Victim support groups were unimpressed by the meeting, which took place at a seminary on the edge of Philadelphia and lasted more than a half-hour.
The main victims’ support group, SNAP, dismissed it as an exercise in public relations.
“Is a child anywhere on Earth safer now that a pope, for maybe the seventh or eighth time or ninth time, has briefly chatted with abuse victims? No,” said SNAP’s David Clohessy.
The Rev. Tom Doyle, a canon lawyer who worked at the Vatican embassy in Washington and is now an advocate for victims, said that including more than just victims of abusive clergy “seriously minimizes” the problem in the church.
“We don’t think we’re going to get any real support to change this from the leadership in the Vatican,” Doyle said. “They’re having this big meeting of families. But there’s been no real room for all the families that the Catholic Church has destroyed through sexual abuse.”
The Archdiocese of Philadelphia has been hit hard by the scandal and has been the subject of repeated grand jury investigations, including one that accused it of keeping on more than three dozen priests facing serious accusations.

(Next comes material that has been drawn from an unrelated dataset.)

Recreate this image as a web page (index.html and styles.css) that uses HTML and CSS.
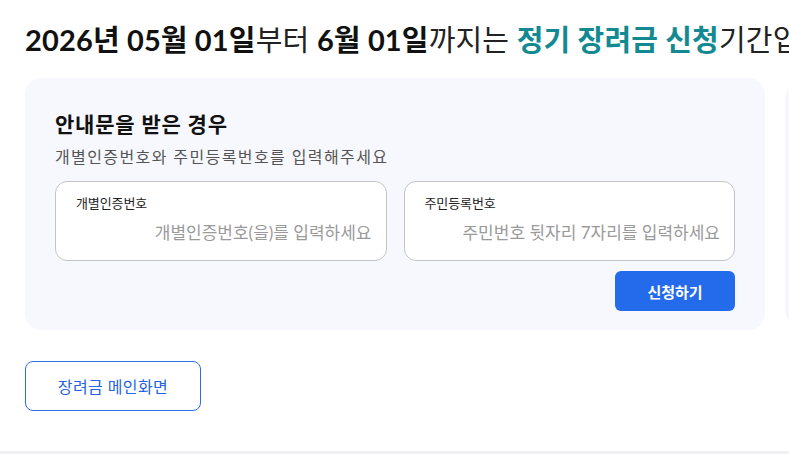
FILE: index.html
```html
<!DOCTYPE html>
<html lang="ko">
<head>
<meta charset="utf-8">
<title>장려금 신청</title>
<link rel="stylesheet" href="styles.css">
</head>
<body>
<main class="page">
  <h1 class="headline"><b>2026년 05월 01일</b>부터 <b>6월 01일</b>까지는 <b class="accent">정기 장려금 신청</b>기간입니다</h1>
  <div class="cards">
    <section class="card">
      <h2 class="card-title">안내문을 받은 경우</h2>
      <p class="card-desc">개별인증번호와 주민등록번호를 입력해주세요</p>
      <div class="fields">
        <label class="field">
          <span class="field-label">개별인증번호</span>
          <input class="field-input" type="text" placeholder="개별인증번호(을)를 입력하세요">
        </label>
        <label class="field">
          <span class="field-label">주민등록번호</span>
          <input class="field-input" type="text" placeholder="주민번호 뒷자리 7자리를 입력하세요">
        </label>
      </div>
      <div class="actions">
        <button class="btn-primary" type="button">신청하기</button>
      </div>
    </section>
    <section class="card card-next"></section>
  </div>
  <div class="bottom">
    <button class="btn-outline" type="button">장려금 메인화면</button>
  </div>
</main>
<div class="footer-strip"></div>
</body>
</html>
```

FILE: styles.css
```css
html, body {
  margin: 0;
  padding: 0;
  background: #ffffff;
  overflow: hidden;
}
body {
  width: 789px;
  height: 454px;
  font-family: Lato, "Noto Sans CJK KR", sans-serif;
  color: #111;
}
.page {
  height: 451px;
  padding: 0 0 0 25px;
  box-sizing: border-box;
  overflow: hidden;
}
.headline {
  margin: 0;
  padding-top: 20px;
  height: 58px;
  box-sizing: border-box;
  font-size: 29px;
  line-height: 40px;
  font-weight: 400;
  color: #222;
  white-space: nowrap;
  letter-spacing: 0.15px;
}
.headline b {
  font-weight: 700;
  color: #111;
}
.headline .accent {
  color: #138a92;
}
.cards {
  display: flex;
  gap: 20px;
  margin-top: 20px;
  align-items: center;
}
.card {
  flex: 0 0 740px;
  width: 740px;
  height: 252px;
  box-sizing: border-box;
  background: #f7f8fd;
  border-radius: 16px;
  padding: 31px 30px 0 30px;
}
.card-next {
  height: 244px;
}
.card-title {
  margin: 0;
  font-size: 21px;
  line-height: 30px;
  font-weight: 700;
  color: #111;
  letter-spacing: 0.8px;
}
.card-desc {
  margin: 7px 0 0;
  font-size: 16px;
  line-height: 22px;
  color: #555;
  letter-spacing: 1.4px;
}
.fields {
  display: flex;
  gap: 17px;
  margin-top: 13px;
}
.field {
  flex: 1;
  height: 80px;
  box-sizing: border-box;
  background: #fff;
  border: 1px solid #c4c4c8;
  border-radius: 12px;
  padding: 12px 14px 0 20px;
  display: flex;
  flex-direction: column;
}
.field-label {
  font-size: 13px;
  line-height: 18px;
  color: #222;
  letter-spacing: -0.1px;
}
.field-input {
  margin-top: 9px;
  border: none;
  outline: none;
  background: transparent;
  padding: 0;
  font-family: inherit;
  font-size: 17px;
  line-height: 24px;
  text-align: right;
  color: #333;
  width: 100%;
}
.field-input::placeholder {
  color: #9a9a9a;
}
.actions {
  display: flex;
  justify-content: flex-end;
  margin-top: 10px;
}
.btn-primary {
  width: 120px;
  height: 40px;
  border: none;
  border-radius: 6px;
  background: #246beb;
  color: #fff;
  font-family: inherit;
  font-size: 15px;
  font-weight: 700;
}
.bottom {
  margin-top: 31px;
}
.btn-outline {
  width: 176px;
  height: 50px;
  background: #fff;
  border: 1px solid #2b6fe6;
  border-radius: 8px;
  color: #2563e0;
  font-family: inherit;
  font-size: 16px;
  letter-spacing: 0.4px;
}
.footer-strip {
  height: 3px;
  background: #eff0f5;
}
```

A monsignor was found guilty of endangering children by not removing pedophile priests, becoming the first American church official convicted of such an offense.
The pope has agreed to create a new Vatican tribunal to prosecute bishops who failed to protect their flock, and he has accepted the resignations of three U.S. bishops accused of mishandling cases. During the previous meeting with victims, he similarly vowed to hold bishops accountable.
During the meeting with the bishops, Francis referred to gay marriage for the first time in his U.S. trip, lamenting the new reality in which Christians must live.
But he also urged the bishops to redirect their energy away from complaining about it, saying a church that does nothing but explain its doctrine is “dangerously unbalanced” and “stuck in a vicious circle.”
The U.S. bishops have spent considerable time and resources battling gay marriage, calling its legalization by the U.S. Supreme Court three months ago “a tragic error” and “profoundly immoral and unjust.”